Tattoos have been an integral part of Sarawakian tribal culture for centuries. Yet in the face of rapid development and the migration of rural communities to the cities and further afield, this ancient art and knowledge of its origins and significance were almost lost.

However, efforts are underway to preserve this important cultural practice that turns a blank canvas into a journey through life. Because, like the tattoos of tribes all over the world, Sarawakian tribal tattoos are not just a form of skin decoration but a symbol of a person’s identity and a reflection of their position in society.

They usually reflect the stages and experiences the wearer has been through in their lives. For the Sarawakian tribes, they are also seen as gifts from their gods. Whatever the purpose or reason for the tattoo, each motif and its placement have great symbolic value, influenced by the wearer’s tribal heritage.

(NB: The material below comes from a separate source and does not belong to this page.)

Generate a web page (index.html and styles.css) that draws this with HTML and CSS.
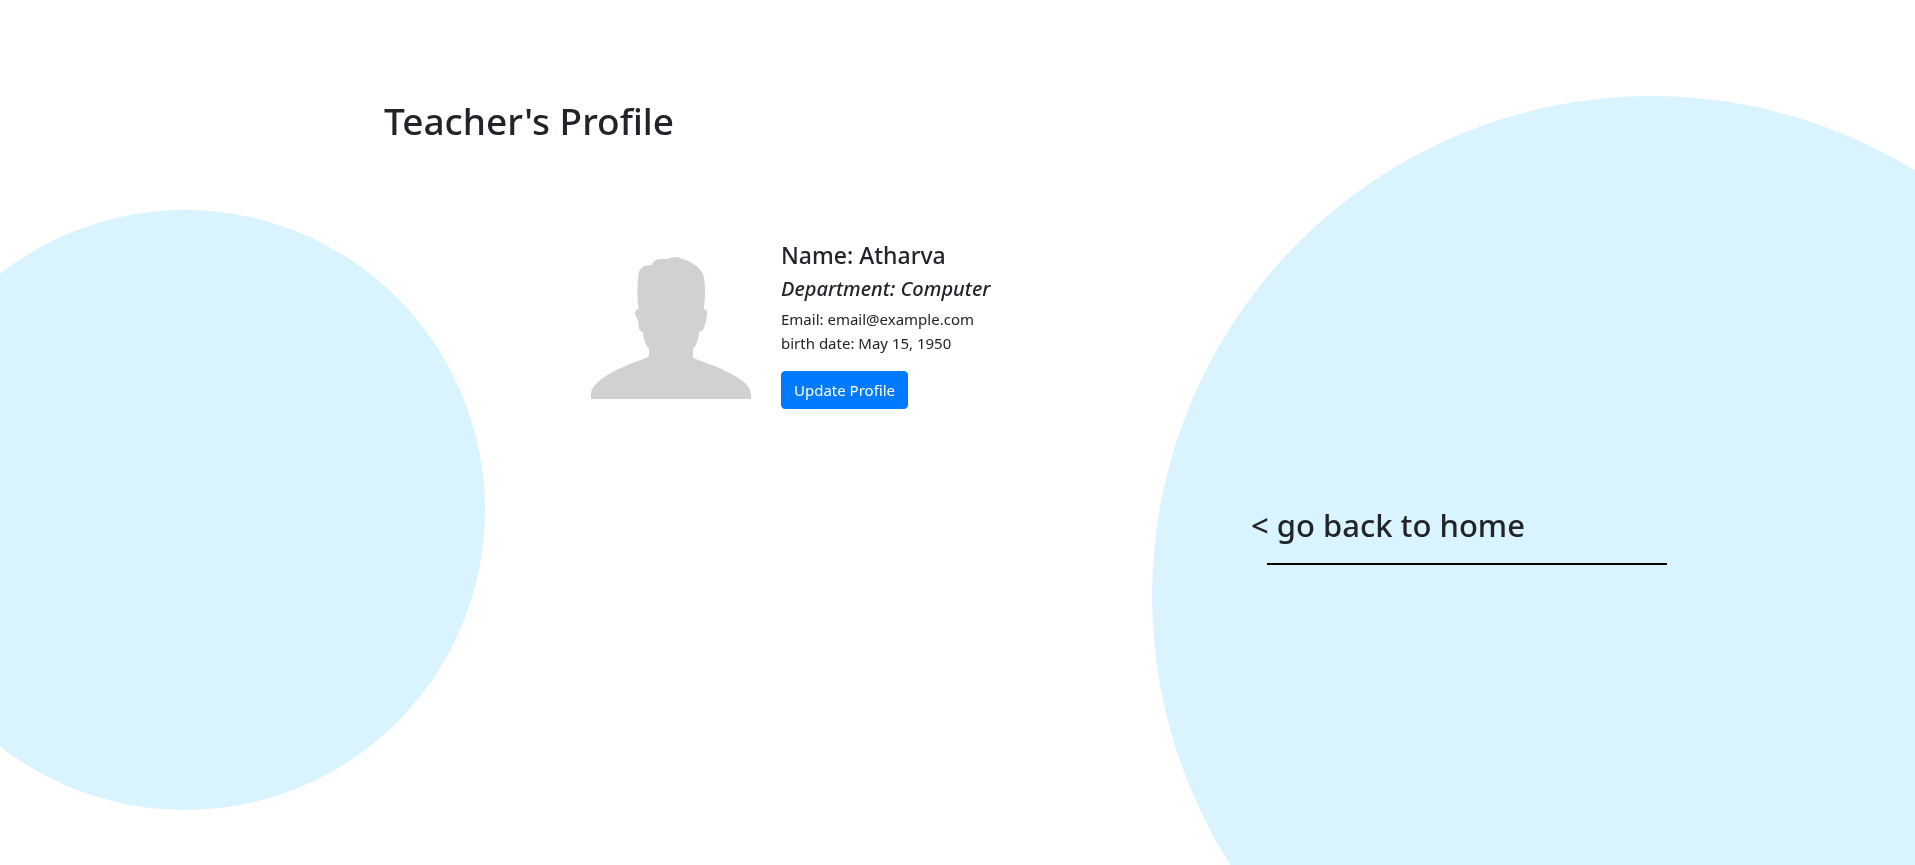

In the mid-20th century, missionaries arrived in numbers in Sarawak and spread their Abrahamic beliefs to the indigenous communities. Abrahamic religions forbade skin modification of any kind and slowly, the practise of tribal tattooing began to fade out. It wasn’t long before having tribal tattoos was seen as something primitive and the mark of a savage.

However, over the last 15 years, there has been a resurgence of this ancient practice. More and more younger members of Borneo’s indigenous tribes are voluntarily getting tattoos in an attempt to revive their ancestral traditions. This mirrors a global growth in the popularity of tattoos and it’s estimated that today, nearly half of millennials in the UK and the USA have at least one tattoo.

As a result of this wave, journalists from all over the world have visited Sarawak asking about the traditional application which helped start a conversation about tribal tattoos.

Ernesto Kalum is a tattoo artist from Borneo Headhunters Tattoo and Piercing Studio. He is at the forefront of efforts to create a compilation of ancient Sarawakian tattoo motifs and techniques.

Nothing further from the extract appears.